I can’t tell you if that’s a bad thing. I don’t know. But it is the source of the problem. People seeing breasts get a thrill, or have been told they should get a thrill. Women showing their breasts in public has, for decades, been a huge public thrill. Add a baby, though, and things get messy. Here’s why:

If a baby is breastfeeding, people don’t get their thrill.

That’s the real source of the problem. We’ve been taught that we should always get excited at the sight of breasts. It could come out as disgusted or enthralled or aroused or anything really, but there’s a thrill, there’s supposed to be a reaction. When we take away the thrill aspect people get disappointing on a level so deep as to be almost visceral. A woman breastfeeding her baby has robbed the onlooking crowd of their thrill. They don’t get the psychological reward they’ve been trained to expect. And that makes people angry.

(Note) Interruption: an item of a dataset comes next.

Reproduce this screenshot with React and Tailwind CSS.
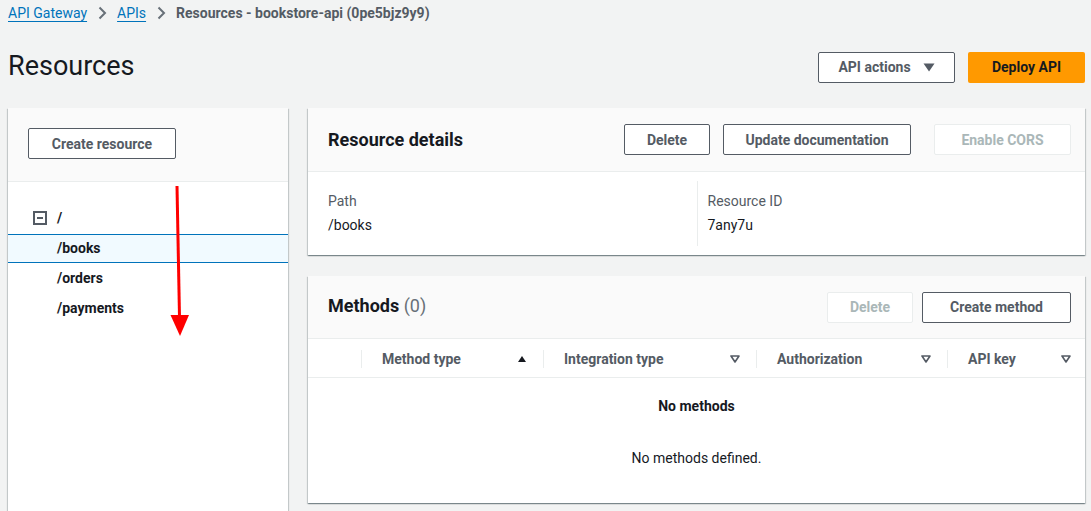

Psychologists can tell you all about the expectation and denial of rewards. It’s a serious issue. It’s why people react so vehemently to something they would have otherwise walked past. It’s why public breastfeeding has become such a talking point. If a woman pulled her tits out at random in a park. People would laugh, point, yell, etc, but then it would be over. The situation would be done. But if a woman pulls down her shirt to feed a baby, there’s no conclusion. It’s all buildup. There’s the breast, the nipple, the exposure, but no thrill. There’s no reward. It’s like the thrill has been stolen from them. It’s like being teased, the psych equivalent of being punished. They flip. They hold a grudge. They lash out.

That’s why the fight is getting so big; people want their thrill. When they don’t get it they scream like the hungry babies that started the whole issue.